### Material provided
## START
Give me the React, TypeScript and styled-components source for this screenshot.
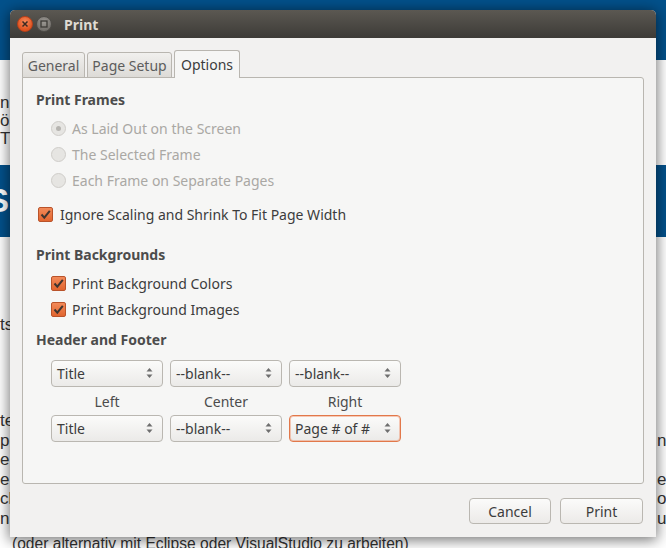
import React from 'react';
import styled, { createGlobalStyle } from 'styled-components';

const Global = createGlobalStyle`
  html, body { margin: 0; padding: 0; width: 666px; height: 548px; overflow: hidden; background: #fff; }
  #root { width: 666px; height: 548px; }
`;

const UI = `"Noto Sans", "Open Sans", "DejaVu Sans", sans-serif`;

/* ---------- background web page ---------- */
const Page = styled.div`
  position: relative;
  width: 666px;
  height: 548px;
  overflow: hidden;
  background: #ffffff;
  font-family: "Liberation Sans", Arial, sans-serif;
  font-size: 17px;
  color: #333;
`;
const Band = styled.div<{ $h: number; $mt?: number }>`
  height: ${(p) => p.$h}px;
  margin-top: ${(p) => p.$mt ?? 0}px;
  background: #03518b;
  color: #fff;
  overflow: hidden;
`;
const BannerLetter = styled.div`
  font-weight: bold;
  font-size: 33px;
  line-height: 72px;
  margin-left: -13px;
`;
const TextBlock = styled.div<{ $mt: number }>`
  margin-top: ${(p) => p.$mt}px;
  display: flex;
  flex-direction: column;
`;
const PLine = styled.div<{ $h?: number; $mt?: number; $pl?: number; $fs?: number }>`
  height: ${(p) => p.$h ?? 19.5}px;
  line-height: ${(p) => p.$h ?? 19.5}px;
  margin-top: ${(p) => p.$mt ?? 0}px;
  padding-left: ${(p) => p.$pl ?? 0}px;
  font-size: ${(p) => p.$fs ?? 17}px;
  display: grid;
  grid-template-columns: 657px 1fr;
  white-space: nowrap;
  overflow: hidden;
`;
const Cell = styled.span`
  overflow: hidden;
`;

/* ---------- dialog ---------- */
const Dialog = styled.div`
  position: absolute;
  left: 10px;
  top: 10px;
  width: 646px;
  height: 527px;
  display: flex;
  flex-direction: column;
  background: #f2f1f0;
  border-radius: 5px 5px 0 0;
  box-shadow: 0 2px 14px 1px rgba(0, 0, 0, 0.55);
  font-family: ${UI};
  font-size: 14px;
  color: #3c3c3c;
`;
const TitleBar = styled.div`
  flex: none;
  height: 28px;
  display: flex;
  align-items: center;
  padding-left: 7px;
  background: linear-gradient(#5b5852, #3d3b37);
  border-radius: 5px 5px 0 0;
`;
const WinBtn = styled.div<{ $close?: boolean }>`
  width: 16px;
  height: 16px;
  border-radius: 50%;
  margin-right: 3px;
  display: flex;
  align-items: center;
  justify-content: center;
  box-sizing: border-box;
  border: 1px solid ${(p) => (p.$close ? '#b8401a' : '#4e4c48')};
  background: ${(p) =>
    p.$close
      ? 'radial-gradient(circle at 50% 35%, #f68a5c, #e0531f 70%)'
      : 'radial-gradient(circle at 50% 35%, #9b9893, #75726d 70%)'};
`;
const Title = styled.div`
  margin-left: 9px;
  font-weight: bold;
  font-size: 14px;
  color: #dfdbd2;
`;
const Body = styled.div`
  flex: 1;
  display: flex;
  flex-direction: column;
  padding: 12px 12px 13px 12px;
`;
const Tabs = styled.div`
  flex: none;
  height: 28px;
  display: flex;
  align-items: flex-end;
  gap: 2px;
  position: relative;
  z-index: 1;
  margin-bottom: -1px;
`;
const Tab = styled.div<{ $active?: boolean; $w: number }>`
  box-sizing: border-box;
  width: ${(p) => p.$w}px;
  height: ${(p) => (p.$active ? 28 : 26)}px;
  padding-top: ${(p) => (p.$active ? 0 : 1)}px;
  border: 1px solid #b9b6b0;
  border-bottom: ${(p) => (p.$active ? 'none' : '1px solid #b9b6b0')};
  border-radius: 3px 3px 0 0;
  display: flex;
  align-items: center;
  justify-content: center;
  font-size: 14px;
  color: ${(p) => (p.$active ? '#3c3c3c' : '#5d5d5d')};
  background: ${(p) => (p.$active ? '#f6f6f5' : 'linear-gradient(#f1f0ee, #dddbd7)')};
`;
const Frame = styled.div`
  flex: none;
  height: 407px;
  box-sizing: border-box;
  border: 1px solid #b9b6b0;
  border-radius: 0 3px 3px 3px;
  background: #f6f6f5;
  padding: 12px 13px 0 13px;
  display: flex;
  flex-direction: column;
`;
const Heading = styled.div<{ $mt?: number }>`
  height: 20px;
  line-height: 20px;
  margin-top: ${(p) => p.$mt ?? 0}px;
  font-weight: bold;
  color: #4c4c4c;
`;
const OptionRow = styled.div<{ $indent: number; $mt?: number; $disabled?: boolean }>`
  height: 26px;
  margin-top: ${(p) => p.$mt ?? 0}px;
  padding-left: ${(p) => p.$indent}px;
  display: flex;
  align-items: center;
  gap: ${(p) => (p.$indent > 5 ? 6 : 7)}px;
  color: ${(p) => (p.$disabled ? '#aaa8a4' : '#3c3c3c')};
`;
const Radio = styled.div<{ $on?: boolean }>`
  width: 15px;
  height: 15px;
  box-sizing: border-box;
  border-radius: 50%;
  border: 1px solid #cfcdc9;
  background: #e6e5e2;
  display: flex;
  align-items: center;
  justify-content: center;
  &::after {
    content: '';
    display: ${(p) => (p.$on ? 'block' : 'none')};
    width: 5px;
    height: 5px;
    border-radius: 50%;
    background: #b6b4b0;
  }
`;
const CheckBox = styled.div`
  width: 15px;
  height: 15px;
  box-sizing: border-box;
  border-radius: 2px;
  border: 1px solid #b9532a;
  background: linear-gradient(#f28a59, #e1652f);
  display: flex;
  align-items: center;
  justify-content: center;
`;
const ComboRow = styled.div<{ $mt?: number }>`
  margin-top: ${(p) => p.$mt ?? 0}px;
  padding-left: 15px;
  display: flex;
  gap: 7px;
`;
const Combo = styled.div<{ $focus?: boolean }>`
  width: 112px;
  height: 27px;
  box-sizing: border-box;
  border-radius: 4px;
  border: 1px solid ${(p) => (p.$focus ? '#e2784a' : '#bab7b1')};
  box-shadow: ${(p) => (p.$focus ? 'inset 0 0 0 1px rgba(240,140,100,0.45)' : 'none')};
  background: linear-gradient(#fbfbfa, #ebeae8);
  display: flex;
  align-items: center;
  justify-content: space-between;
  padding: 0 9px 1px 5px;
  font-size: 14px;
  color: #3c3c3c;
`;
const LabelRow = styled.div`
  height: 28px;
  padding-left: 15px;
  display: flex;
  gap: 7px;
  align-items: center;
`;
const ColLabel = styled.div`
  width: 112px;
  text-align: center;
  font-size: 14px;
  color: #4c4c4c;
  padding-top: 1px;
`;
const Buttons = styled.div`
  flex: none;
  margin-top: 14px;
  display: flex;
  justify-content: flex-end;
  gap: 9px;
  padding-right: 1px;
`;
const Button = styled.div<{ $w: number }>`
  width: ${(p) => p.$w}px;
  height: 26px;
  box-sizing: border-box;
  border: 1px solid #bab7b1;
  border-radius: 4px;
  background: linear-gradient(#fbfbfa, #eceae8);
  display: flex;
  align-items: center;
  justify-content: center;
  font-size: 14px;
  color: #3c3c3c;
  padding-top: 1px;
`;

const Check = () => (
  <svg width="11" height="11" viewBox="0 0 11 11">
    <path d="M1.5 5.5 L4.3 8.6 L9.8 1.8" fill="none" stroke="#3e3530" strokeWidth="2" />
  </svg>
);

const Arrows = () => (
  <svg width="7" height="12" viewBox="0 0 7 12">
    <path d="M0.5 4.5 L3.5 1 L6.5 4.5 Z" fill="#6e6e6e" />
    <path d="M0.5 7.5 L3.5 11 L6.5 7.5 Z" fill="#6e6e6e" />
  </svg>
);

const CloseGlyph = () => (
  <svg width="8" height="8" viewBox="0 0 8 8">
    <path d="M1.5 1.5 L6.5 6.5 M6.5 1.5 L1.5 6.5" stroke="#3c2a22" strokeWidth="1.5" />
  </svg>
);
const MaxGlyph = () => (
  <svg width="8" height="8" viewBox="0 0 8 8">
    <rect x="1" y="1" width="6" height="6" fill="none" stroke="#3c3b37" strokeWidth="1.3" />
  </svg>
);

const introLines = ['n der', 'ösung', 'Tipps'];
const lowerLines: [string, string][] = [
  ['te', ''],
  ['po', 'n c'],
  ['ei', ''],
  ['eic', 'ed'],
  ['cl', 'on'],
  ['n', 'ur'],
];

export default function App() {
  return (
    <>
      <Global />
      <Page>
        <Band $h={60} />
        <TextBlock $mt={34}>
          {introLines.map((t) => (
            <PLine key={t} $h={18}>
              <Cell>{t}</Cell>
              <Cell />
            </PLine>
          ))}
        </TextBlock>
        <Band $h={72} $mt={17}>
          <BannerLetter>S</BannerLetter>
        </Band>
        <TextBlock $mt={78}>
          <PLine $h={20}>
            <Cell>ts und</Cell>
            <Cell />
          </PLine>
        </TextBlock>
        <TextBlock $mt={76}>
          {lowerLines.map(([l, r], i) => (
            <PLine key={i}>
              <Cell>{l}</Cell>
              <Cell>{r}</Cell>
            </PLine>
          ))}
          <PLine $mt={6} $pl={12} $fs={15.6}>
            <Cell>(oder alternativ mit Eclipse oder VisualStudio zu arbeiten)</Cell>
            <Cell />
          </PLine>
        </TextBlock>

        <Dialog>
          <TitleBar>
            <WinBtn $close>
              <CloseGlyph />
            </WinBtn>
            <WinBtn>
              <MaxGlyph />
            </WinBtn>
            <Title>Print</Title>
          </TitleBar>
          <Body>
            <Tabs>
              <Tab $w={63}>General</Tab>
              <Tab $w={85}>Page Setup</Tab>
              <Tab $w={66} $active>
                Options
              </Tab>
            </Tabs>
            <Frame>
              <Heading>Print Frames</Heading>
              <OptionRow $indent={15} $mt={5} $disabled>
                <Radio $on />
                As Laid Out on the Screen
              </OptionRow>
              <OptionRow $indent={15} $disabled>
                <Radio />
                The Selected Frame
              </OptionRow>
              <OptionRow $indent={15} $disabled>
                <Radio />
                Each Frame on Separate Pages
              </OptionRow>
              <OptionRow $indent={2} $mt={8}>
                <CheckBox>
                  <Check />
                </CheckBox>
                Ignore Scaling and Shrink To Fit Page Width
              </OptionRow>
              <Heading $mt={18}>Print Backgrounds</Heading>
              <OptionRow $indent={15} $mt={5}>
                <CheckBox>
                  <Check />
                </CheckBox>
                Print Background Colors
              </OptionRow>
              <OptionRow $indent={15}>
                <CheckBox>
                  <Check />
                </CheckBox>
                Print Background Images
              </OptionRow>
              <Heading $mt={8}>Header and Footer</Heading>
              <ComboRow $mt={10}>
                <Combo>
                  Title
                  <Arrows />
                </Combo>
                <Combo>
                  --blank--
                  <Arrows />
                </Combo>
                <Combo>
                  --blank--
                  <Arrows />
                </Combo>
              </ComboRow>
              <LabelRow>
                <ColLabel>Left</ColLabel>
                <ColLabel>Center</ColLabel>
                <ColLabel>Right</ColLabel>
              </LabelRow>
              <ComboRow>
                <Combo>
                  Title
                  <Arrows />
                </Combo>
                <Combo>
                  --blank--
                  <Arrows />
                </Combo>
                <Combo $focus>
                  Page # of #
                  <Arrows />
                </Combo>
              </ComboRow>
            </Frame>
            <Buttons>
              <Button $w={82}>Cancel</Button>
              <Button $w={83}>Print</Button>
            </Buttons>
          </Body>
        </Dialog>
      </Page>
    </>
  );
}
## END
### Exercise details
Extract every line containing the string "components" from the data above.

### Correct answer
Give me the React, TypeScript and styled-components source for this screenshot.
import styled, { createGlobalStyle } from 'styled-components';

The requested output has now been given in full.